# Task statement
Which lines below hold the word "React"? Report each one.

------------------------------

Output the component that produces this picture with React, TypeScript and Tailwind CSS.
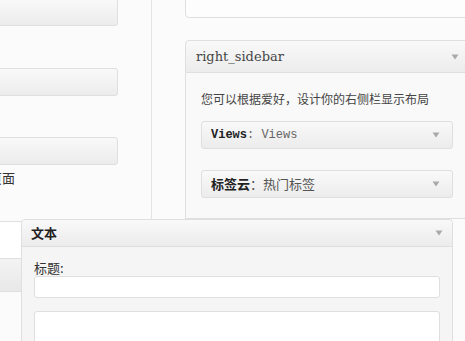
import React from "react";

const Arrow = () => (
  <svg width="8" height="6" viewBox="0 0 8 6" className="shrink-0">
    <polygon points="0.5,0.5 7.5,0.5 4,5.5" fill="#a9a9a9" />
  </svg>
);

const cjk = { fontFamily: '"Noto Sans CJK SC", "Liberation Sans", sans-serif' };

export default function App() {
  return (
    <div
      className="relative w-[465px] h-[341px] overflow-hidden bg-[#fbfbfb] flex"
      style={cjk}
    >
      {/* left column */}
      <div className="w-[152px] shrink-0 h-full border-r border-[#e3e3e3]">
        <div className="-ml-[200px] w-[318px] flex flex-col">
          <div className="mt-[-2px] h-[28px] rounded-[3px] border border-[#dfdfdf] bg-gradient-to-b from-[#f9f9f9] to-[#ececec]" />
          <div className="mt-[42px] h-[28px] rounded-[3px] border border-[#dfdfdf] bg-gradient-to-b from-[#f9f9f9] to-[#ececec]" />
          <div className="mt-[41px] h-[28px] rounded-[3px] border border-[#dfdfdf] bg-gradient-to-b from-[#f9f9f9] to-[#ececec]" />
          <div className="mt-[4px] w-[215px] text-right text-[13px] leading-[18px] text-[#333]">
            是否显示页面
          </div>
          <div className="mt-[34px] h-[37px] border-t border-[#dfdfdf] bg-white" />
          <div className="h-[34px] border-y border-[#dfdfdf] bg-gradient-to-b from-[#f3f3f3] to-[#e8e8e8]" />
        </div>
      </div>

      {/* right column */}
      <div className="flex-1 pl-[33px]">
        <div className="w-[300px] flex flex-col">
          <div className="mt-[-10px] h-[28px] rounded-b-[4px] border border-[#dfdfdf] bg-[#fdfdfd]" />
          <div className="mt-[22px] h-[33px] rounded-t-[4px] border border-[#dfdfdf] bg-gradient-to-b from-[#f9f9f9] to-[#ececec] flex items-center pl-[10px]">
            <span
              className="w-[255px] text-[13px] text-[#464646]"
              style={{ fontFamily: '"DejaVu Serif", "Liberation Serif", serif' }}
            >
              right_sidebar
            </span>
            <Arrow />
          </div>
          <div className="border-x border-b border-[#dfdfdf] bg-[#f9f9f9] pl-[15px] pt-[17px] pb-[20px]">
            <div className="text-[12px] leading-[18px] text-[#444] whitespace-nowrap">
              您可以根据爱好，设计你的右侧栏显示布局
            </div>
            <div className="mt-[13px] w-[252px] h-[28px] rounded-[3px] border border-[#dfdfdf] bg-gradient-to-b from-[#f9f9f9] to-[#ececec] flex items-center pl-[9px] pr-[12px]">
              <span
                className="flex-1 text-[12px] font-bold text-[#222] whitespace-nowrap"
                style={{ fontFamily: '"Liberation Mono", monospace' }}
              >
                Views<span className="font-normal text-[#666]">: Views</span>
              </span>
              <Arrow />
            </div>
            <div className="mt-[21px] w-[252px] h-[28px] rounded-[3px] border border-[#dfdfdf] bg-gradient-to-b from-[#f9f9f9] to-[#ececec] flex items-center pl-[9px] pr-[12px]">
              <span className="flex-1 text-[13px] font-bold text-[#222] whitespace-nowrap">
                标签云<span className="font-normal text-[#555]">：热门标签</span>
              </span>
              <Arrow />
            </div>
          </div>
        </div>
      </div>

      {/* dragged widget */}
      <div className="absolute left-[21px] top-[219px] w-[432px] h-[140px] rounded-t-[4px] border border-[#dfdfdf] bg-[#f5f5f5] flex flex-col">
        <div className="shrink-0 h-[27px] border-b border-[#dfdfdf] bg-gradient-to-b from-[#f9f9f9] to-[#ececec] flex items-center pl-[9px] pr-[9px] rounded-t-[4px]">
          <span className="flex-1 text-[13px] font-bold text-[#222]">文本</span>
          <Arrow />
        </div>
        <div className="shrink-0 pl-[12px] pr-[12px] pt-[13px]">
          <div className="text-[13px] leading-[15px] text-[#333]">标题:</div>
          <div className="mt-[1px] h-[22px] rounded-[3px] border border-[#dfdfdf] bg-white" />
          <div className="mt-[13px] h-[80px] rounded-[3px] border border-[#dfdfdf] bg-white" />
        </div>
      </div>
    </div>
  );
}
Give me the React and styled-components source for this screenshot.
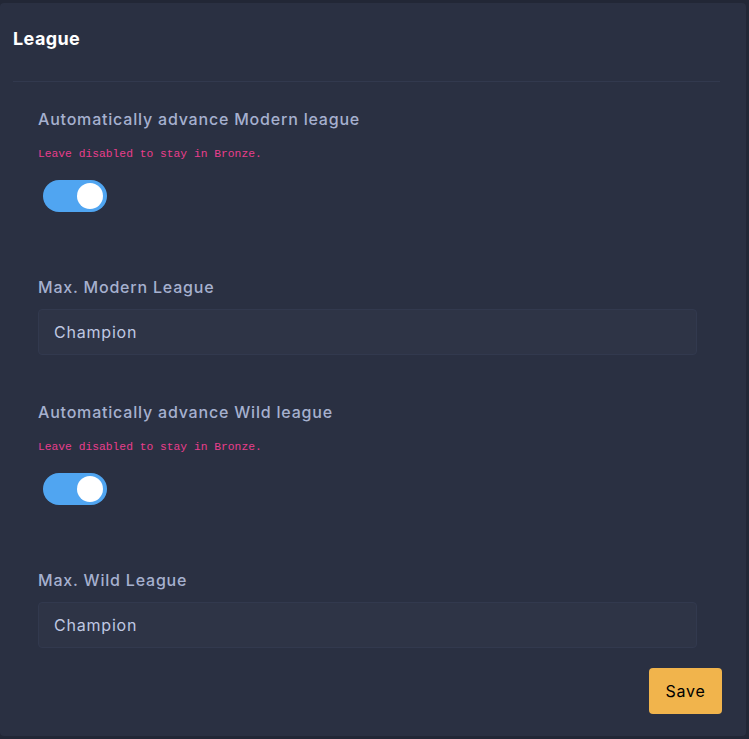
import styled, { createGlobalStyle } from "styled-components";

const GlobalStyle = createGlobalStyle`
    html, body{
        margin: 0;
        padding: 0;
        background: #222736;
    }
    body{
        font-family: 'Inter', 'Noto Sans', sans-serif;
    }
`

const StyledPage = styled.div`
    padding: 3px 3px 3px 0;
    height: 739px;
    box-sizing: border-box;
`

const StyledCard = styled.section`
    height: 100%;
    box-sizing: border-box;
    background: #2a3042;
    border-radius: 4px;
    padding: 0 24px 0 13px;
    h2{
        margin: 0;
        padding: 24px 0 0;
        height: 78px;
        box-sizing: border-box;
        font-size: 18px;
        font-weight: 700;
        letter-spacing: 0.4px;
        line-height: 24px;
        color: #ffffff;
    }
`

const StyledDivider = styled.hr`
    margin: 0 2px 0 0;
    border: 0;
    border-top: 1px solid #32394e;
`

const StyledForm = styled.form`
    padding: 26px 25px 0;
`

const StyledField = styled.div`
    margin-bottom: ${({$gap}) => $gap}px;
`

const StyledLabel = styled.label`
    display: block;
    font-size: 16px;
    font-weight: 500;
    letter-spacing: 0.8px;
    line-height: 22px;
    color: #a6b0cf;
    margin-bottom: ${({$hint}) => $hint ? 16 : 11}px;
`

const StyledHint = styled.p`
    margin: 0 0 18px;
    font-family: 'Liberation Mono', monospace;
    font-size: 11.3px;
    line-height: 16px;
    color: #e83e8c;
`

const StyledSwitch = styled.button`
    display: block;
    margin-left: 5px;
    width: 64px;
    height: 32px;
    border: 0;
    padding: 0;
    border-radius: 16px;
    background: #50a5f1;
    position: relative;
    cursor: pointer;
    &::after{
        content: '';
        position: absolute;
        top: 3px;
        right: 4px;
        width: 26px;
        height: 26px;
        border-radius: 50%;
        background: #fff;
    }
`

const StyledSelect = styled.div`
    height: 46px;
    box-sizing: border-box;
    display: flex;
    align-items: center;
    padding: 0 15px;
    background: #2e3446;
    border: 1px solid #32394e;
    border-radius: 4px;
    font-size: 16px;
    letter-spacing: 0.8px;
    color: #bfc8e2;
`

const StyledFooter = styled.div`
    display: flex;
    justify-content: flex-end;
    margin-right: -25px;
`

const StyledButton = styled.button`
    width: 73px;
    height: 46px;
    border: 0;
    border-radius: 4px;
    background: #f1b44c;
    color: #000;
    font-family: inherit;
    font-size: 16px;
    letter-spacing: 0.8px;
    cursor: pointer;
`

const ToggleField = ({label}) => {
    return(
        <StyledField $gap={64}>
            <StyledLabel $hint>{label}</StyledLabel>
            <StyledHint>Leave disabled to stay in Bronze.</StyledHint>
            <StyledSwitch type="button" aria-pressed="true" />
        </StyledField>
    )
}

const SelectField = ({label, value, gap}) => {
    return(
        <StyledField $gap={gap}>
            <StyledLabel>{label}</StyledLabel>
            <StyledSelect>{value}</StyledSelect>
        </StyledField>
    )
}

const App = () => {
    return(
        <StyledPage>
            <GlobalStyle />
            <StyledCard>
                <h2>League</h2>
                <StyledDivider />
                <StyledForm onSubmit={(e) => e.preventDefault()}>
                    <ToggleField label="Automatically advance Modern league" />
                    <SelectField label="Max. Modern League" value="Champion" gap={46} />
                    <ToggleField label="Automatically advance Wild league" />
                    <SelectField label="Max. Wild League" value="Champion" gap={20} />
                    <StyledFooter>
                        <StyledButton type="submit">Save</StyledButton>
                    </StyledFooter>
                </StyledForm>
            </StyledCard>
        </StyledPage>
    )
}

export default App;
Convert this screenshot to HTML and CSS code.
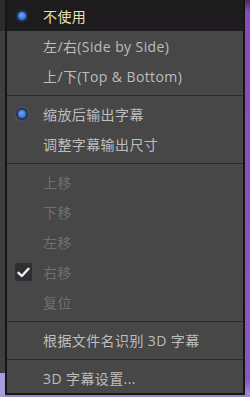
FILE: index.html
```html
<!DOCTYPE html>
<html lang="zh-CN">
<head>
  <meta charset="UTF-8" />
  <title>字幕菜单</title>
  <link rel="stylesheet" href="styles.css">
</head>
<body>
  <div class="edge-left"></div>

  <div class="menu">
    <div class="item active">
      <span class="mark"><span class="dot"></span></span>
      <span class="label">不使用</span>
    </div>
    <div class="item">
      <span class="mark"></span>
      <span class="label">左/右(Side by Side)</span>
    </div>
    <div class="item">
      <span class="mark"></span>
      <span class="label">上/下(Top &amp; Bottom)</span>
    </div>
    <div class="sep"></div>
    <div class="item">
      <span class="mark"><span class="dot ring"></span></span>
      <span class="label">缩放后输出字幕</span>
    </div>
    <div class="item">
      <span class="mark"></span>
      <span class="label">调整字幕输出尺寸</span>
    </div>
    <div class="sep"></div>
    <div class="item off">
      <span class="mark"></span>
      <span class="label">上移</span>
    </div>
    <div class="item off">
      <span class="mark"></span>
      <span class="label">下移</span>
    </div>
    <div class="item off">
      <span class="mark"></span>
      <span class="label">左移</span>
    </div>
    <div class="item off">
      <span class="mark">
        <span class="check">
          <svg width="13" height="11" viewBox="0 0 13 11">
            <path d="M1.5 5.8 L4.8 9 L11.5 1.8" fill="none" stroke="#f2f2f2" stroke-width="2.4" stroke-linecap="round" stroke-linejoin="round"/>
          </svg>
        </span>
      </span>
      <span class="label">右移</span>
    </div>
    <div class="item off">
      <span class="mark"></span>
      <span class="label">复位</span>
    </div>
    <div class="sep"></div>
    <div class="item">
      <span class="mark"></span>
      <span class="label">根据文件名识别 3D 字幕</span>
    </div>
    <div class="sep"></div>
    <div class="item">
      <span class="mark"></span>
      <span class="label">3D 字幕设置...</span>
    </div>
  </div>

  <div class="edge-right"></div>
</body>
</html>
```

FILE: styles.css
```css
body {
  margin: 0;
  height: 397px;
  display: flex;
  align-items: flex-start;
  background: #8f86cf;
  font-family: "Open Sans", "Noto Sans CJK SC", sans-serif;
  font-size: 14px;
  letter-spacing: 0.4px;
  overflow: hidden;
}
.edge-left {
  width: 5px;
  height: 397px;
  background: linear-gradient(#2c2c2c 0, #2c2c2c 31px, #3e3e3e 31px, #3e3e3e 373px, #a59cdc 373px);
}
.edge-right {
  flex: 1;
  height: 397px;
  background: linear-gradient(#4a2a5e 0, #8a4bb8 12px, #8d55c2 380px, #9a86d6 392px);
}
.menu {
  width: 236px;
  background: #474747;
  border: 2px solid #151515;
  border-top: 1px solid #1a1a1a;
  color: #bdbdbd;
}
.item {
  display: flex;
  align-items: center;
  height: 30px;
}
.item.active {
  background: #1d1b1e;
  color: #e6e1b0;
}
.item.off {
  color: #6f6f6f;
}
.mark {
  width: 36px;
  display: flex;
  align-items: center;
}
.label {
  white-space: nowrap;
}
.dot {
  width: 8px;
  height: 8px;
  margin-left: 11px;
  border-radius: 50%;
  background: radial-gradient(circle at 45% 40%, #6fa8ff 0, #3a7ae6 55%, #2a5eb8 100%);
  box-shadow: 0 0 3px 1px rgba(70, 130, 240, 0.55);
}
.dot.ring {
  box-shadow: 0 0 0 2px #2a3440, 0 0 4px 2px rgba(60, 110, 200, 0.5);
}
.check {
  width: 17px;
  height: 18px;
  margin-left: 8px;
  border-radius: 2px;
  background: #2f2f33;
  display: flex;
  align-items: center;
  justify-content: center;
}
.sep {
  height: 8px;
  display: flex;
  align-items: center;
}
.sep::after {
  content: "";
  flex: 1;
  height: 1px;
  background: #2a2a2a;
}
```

------------------------------

# Answer to this task
Output the component that produces this picture with React, TypeScript and Tailwind CSS.
import React from "react";
Give me the React and styled-components source for this screenshot.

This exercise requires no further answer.